NQTs cheated by their schools
Some newly qualified teachers are cheated out of training because schools use cash dedicated for them elsewhere, experts claim.
Sara Bubb, an induction and NQT specialist at the Institute of Education in London, said fledgling teachers had complained training budgets were not used appropriately. She said they often put up with it because they felt lucky to have found a job.
Strict conditions govern the use of funding given to schools by the General Teaching Council for Wales (GTCW) for NQTs.
"In Wales it is hard to get a job," said Ms Bubb. "Some new teachers put up with a less than perfect situation because it's a buyer's market."
Sue Lyle, principal lecturer at the Swansea School of Education, told TES Cymru that heads appeared to be fighting tight budgets by skimping on training.
"Some (schools) are swallowing the money into their budgets. Increasingly schools are saying we have got to do the training in-house because it's cheaper, but there might not be expertise."
Experts say new teachers must assert their training rights, despite tough competition for jobs.
Dr Phil Dixon, director of ATL Cymru, said some new teacher members had raised concerns.

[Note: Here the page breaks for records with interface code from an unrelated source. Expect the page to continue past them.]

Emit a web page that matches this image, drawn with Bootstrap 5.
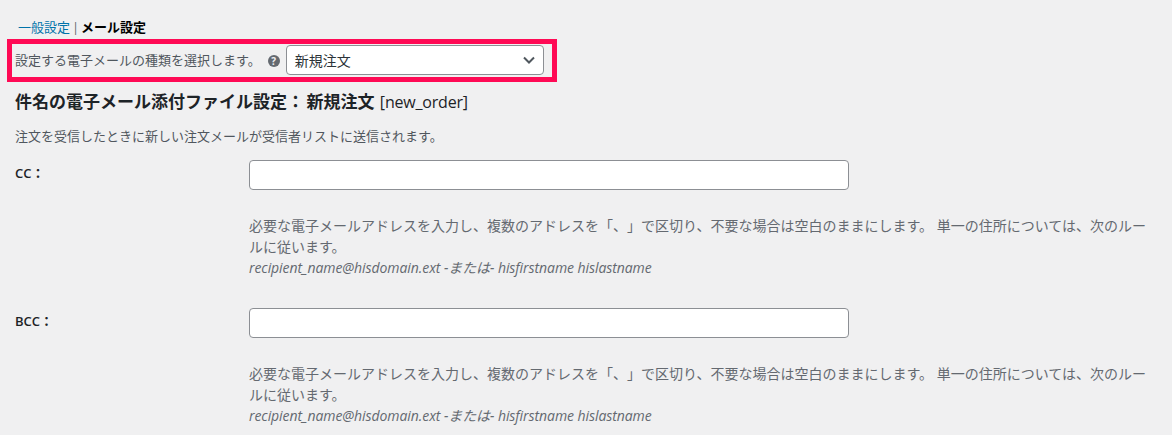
<!DOCTYPE html>
<html lang="ja"><head><meta charset="utf-8">
<link href="https://cdn.jsdelivr.net/npm/bootstrap@5.3.0/dist/css/bootstrap.min.css" rel="stylesheet">
<style>
html,body{height:435px;overflow:hidden}
body{background:#f0f0f1;color:#50575e;font-family:"Open Sans","Noto Sans CJK JP",sans-serif;font-size:13px;line-height:21px;text-spacing-trim:space-all}
.pg{padding:17px 16px 0 15px}
.crumbs{padding-left:3px;height:19px;margin-bottom:3px;color:#646970;word-spacing:-1.5px}
.crumbs a{color:#0073aa;text-decoration:none}
.crumbs b{color:#000;font-weight:700}
.picker{border:5px solid #ff0a55;margin:0 0 0 -8px;width:550px;height:43px;padding-left:3px}
.picker .hint{width:12px;height:12px;border-radius:50%;background:#646970;color:#f0f0f1;font-size:10px;line-height:12px;text-align:center;font-weight:700;margin-left:7px;margin-right:6px}
.sel{width:258px;height:30px;margin-bottom:1px;border:1px solid #8c8f94;border-radius:4px;background:#fff;padding:0 8px;font-size:14px;color:#2c3338}
.ttl{font-size:17px;font-weight:700;color:#1d2327;margin:8px 0 0;line-height:24px;word-spacing:-2px}
.ttl span{font-weight:400;font-size:16px;letter-spacing:-.2px;margin-left:3px}
.desc0{margin:12px 0 0;line-height:21px}
.frow{margin-top:13px}
.lab{width:234px;font-weight:600;color:#1d2327;padding-top:3px;flex:none}
.inp{width:600px;height:30px;border:1px solid #8c8f94;border-radius:4px;background:#fff;display:block}
.note{margin:25px 0 0;color:#646970;line-height:21px;font-size:14px}
.note i{display:block;letter-spacing:-.07px}
.frow2{margin-top:30px}
</style></head><body>
<div class="pg">
<div class="crumbs"><a href="#">一般設定</a> | <b>メール設定</b></div>
<div class="picker d-flex align-items-center"><span>設定する電子メールの種類を選択します。</span><span class="hint">?</span>
<div class="sel d-flex align-items-center justify-content-between"><span>新規注文</span><svg width="12" height="8" viewBox="0 0 12 8"><path d="M1 1.5l5 5 5-5" fill="none" stroke="#50575e" stroke-width="2"/></svg></div></div>
<h2 class="ttl">件名の電子メール添付ファイル設定： 新規注文 <span>[new_order]</span></h2>
<p class="desc0">注文を受信したときに新しい注文メールが受信者リストに送信されます。</p>
<div class="frow d-flex"><div class="lab">CC：</div><div><input class="inp" type="text">
<p class="note">必要な電子メールアドレスを入力し、複数のアドレスを「、」で区切り、不要な場合は空白のままにします。 単一の住所については、次のルールに従います。<i>recipient_name@hisdomain.ext -または- hisfirstname hislastname</i></p></div></div>
<div class="frow frow2 d-flex"><div class="lab">BCC：</div><div><input class="inp" type="text">
<p class="note">必要な電子メールアドレスを入力し、複数のアドレスを「、」で区切り、不要な場合は空白のままにします。 単一の住所については、次のルールに従います。<i>recipient_name@hisdomain.ext -または- hisfirstname hislastname</i></p></div></div>
</div>
<script src="https://cdn.jsdelivr.net/npm/bootstrap@5.3.0/dist/js/bootstrap.bundle.min.js"></script>
</body></html>
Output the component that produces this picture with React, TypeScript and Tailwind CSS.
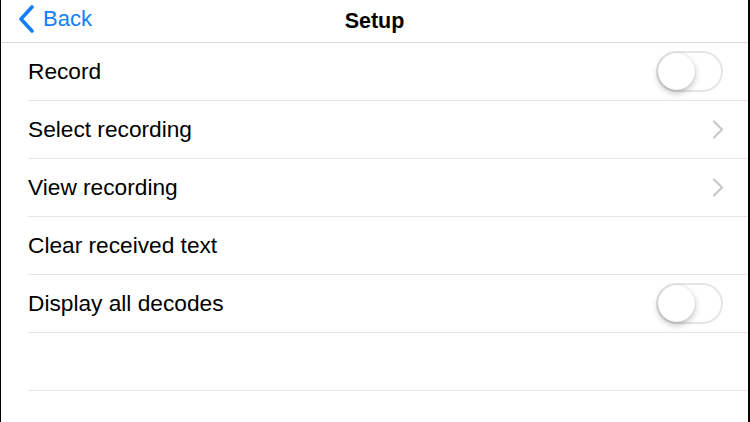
function Toggle() {
  return (
    <div className="relative w-[67px] h-[41px] rounded-full border-2 border-[#e5e5ea] bg-white">
      <div className="absolute left-0 top-0 w-[37px] h-[37px] rounded-full bg-white shadow-[0_3px_6px_rgba(0,0,0,0.25),0_0_1px_rgba(0,0,0,0.2)]" />
    </div>
  )
}

function Chevron() {
  return (
    <svg width="12" height="19" viewBox="0 0 12 19" fill="none" className="mr-[-1px]">
      <path d="M2 1.5 L10 9.5 L2 17.5" stroke="#c7c7cc" strokeWidth="2.2" strokeLinecap="round" strokeLinejoin="round" />
    </svg>
  )
}

const rows: { label: string; right: 'toggle' | 'chevron' | null }[] = [
  { label: 'Record', right: 'toggle' },
  { label: 'Select recording', right: 'chevron' },
  { label: 'View recording', right: 'chevron' },
  { label: 'Clear received text', right: null },
  { label: 'Display all decodes', right: 'toggle' },
  { label: '', right: null },
]

export default function App() {
  return (
    <div className="w-[750px] h-[422px] bg-white overflow-hidden border-l border-r-2 border-black font-['Liberation_Sans',Arial,sans-serif]">
      <div className="relative h-[43px] flex items-center justify-center border-b border-[#d9d9dc]">
        <div className="absolute left-[16px] top-[5px] flex items-center gap-[8px] text-[#147efb]">
          <svg width="18" height="28" viewBox="0 0 18 28" fill="none">
            <path d="M15 2 L4 14 L15 26" stroke="#147efb" strokeWidth="3.6" strokeLinecap="round" strokeLinejoin="round" />
          </svg>
          <span className="text-[22px] leading-none">Back</span>
        </div>
        <span className="text-[21.5px] font-bold text-black">Setup</span>
      </div>
      <div>
        {rows.map((r, i) => (
          <div key={i} className="pl-[27px]">
            <div className="h-[58px] flex items-center justify-between pr-[25px] border-b border-[#e5e5e8]">
              <span className="text-[22.7px] text-black">{r.label}</span>
              {r.right === 'toggle' && <Toggle />}
              {r.right === 'chevron' && <Chevron />}
            </div>
          </div>
        ))}
      </div>
    </div>
  )
}
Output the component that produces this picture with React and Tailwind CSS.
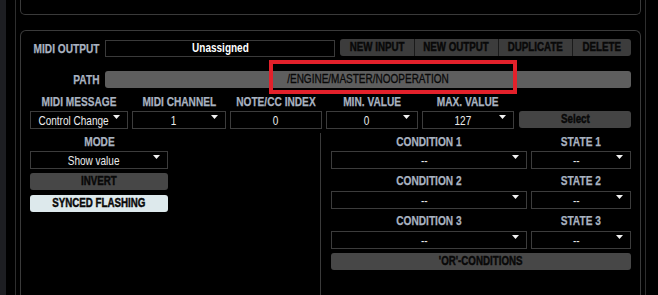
import React from 'react';

// Liberation Sans squeezed to match the narrow UI face
const T = ({ children, sx = 'scale-x-[0.78]', origin = 'origin-center' }) => (
  <span className={`inline-block whitespace-nowrap ${sx} ${origin}`}>{children}</span>
);

const Arrow = () => (
  <svg className="absolute right-[7px] top-[3px]" width="7" height="4" viewBox="0 0 7 4">
    <path d="M0 0 H7 L3.5 4 Z" fill="#f2f2f2" />
  </svg>
);

// dropdown / field box
const Field = ({ value, arrow = true, className = '' }) => (
  <div
    className={`relative h-[18px] border border-[#3c3c3c] bg-black flex items-center justify-center text-[13px] leading-none text-[#ececec] ${arrow ? 'pr-[10px]' : ''} ${className}`}
  >
    <T sx="scale-x-[0.77]">{value}</T>
    {arrow && <Arrow />}
  </div>
);

const Label = ({ children, className = '' }) => (
  <div className={`h-[16px] flex items-center justify-center text-[13px] font-bold leading-none text-[#a9b3c0] [-webkit-text-stroke:0.25px] ${className}`}>
    <T>{children}</T>
  </div>
);

const GrayButton = ({ children, className = '' }) => (
  <div
    className={`h-[17px] rounded-[3px] flex items-center justify-center text-[12.5px] font-bold leading-none text-[#080808] [-webkit-text-stroke:0.45px] ${className}`}
  >
    <T>{children}</T>
  </div>
);

const columns = [
  { label: 'MIDI MESSAGE', value: 'Control Change', w: 'w-[98px]' },
  { label: 'MIDI CHANNEL', value: '1', w: 'w-[94px]' },
  { label: 'NOTE/CC INDEX', value: '0', w: 'w-[92px]', arrow: false },
  { label: 'MIN. VALUE', value: '0', w: 'w-[92px]' },
  { label: 'MAX. VALUE', value: '127', w: 'w-[92px]' },
];

const conditions = [1, 2, 3];

export default function App() {
  return (
    <div className="w-[658px] h-[295px] bg-black overflow-hidden flex font-['Liberation_Sans',Arial,sans-serif]">
      {/* left chrome */}
      <div className="w-[6px] shrink-0 bg-[#1d1e22]" />
      <div className="ml-[9px] w-px shrink-0 bg-[#2e2e2e]" />

      <div className="ml-[4px] w-[621px] shrink-0 flex flex-col">
        {/* previous panel (cut off) */}
        <div className="h-[15px] shrink-0 border-x border-b border-[#3a3a3a] rounded-b-[5px]" />

        {/* MIDI output panel */}
        <div className="relative mt-[15px] flex-1 min-h-0 overflow-hidden border-x border-t border-[#3a3a3a] rounded-t-[6px] pt-[8px] px-[9px]">
          {/* row: midi output */}
          <div className="flex items-center h-[18px]">
            <div className="w-[75px] pr-[6px] flex justify-end text-[13px] font-bold leading-none text-[#a9b3c0] [-webkit-text-stroke:0.25px]">
              <T origin="origin-right">MIDI OUTPUT</T>
            </div>
            <div className="w-[230px] h-[17px] mt-[1px] border border-[#3a3a3a] flex items-center justify-center text-[12.5px] font-bold text-white leading-none">
              <T sx="scale-x-[0.8]">Unassigned</T>
            </div>
            <div className="ml-[5px] w-[291px] h-[17px] -mt-[1px] rounded-[3px] bg-[#3c3c3c] flex text-[12.5px] font-bold leading-none text-[#080808] [-webkit-text-stroke:0.45px]">
              <div className="w-[75px] flex items-center justify-center border-r border-[#1a1a1a]"><T>NEW INPUT</T></div>
              <div className="w-[84px] flex items-center justify-center border-r border-[#1a1a1a]"><T>NEW OUTPUT</T></div>
              <div className="w-[74px] flex items-center justify-center border-r border-[#1a1a1a]"><T>DUPLICATE</T></div>
              <div className="flex-1 flex items-center justify-center"><T>DELETE</T></div>
            </div>
          </div>

          {/* row: path */}
          <div className="flex items-center mt-[14px] h-[17px]">
            <div className="w-[75px] pr-[6px] flex justify-end text-[13px] font-bold leading-none text-[#a9b3c0] [-webkit-text-stroke:0.25px]">
              <T origin="origin-right">PATH</T>
            </div>
            <div className="flex-1 h-[17px] rounded-[3px] bg-[#5e5e5e] flex items-center justify-center text-[12.5px] leading-none text-[#080808] [-webkit-text-stroke:0.3px]">
              <T sx="scale-x-[0.8]">/ENGINE/MASTER/NOOPERATION</T>
            </div>
          </div>

          {/* row: midi message settings */}
          <div className="flex gap-[4px] mt-[5px]">
            {columns.map((c) => (
              <div key={c.label} className={`${c.w} flex flex-col`}>
                <Label>{c.label}</Label>
                <Field value={c.value} arrow={c.arrow !== false} className="mt-[2px]" />
              </div>
            ))}
            <div className="flex-1 ml-[1px] flex flex-col">
              <div className="h-[16px]" />
              <GrayButton className="mt-[2px] bg-[#444]">Select</GrayButton>
            </div>
          </div>

          {/* lower section */}
          <div className="flex mt-[4px]">
            <div className="w-[291px] h-[170px] border-r border-[#3a3a3a]">
              <div className="w-[138px] flex flex-col">
                <Label>MODE</Label>
                <Field value="Show value" className="mt-[2px]" />
                <GrayButton className="mt-[4px] bg-[#474747]">INVERT</GrayButton>
                <GrayButton className="mt-[5px] bg-[#dde9ec]">SYNCED FLASHING</GrayButton>
              </div>
            </div>

            <div className="ml-[10px] w-[300px] flex flex-col">
              {conditions.map((n, i) => (
                <div key={n} className={`flex gap-[4px] ${i > 0 ? 'mt-[3px]' : ''}`}>
                  <div className="w-[196px] flex flex-col">
                    <Label>CONDITION {n}</Label>
                    <Field value="--" className={i === 0 ? 'mt-[2px]' : 'mt-[3px]'} />
                  </div>
                  <div className="flex-1 flex flex-col">
                    <Label>STATE {n}</Label>
                    <Field value="--" className={i === 0 ? 'mt-[2px]' : 'mt-[3px]'} />
                  </div>
                </div>
              ))}
              <GrayButton className="mt-[4px] bg-[#474747]">'OR'-CONDITIONS</GrayButton>
            </div>
          </div>

          {/* red highlight annotation */}
          <div className="absolute left-[248px] top-[29px] w-[248px] h-[34px] border-4 border-[#e3212b]" />
        </div>
      </div>

      <div className="ml-[4px] w-px shrink-0 bg-[#2e2e2e]" />
    </div>
  );
}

"Training provision for NQTs is patchy and it can depend on the size of the school. Generally it's of good quality, but some heads are a bit maverick in the way they deal with budgets."
Research by Estyn, undertaken in 2007, revealed some small schools were disadvantaged by the way Early Professional Development (EPD) was distributed; schools must pay for early professional training up front and reclaim the money from the GTCW at the end of the year.
Schools in Wales receive Pounds 3,700 for NQTs on induction and Pounds 1,000 a year for the first two years of early professional development (EPD).
However, many are deploying better support for their NQTs, despite tightening budgets.
Ms Bubb warned new teachers to tread carefully before raising complaints. "Some new teachers think the money should be spent entirely on courses, without realising the money can also be used for cover," said Ms Bubb.
She advises NQTs should approach their induction tutor, followed by the head.
Sue Rivers, induction and EPD co-ordinator at Bedwas High School in Caerphilly, believes that putting NQTs in charge of their own training makes them better teachers. Funding for induction and EPD at Bedwas is strictly separate from the rest of the school's budget.
Another school demonstrating good practice is Ysgol Bryn Elian, in Conway. Mair Herbert, deputy head, said all new teachers at the school are fully involved in decisions about their funding.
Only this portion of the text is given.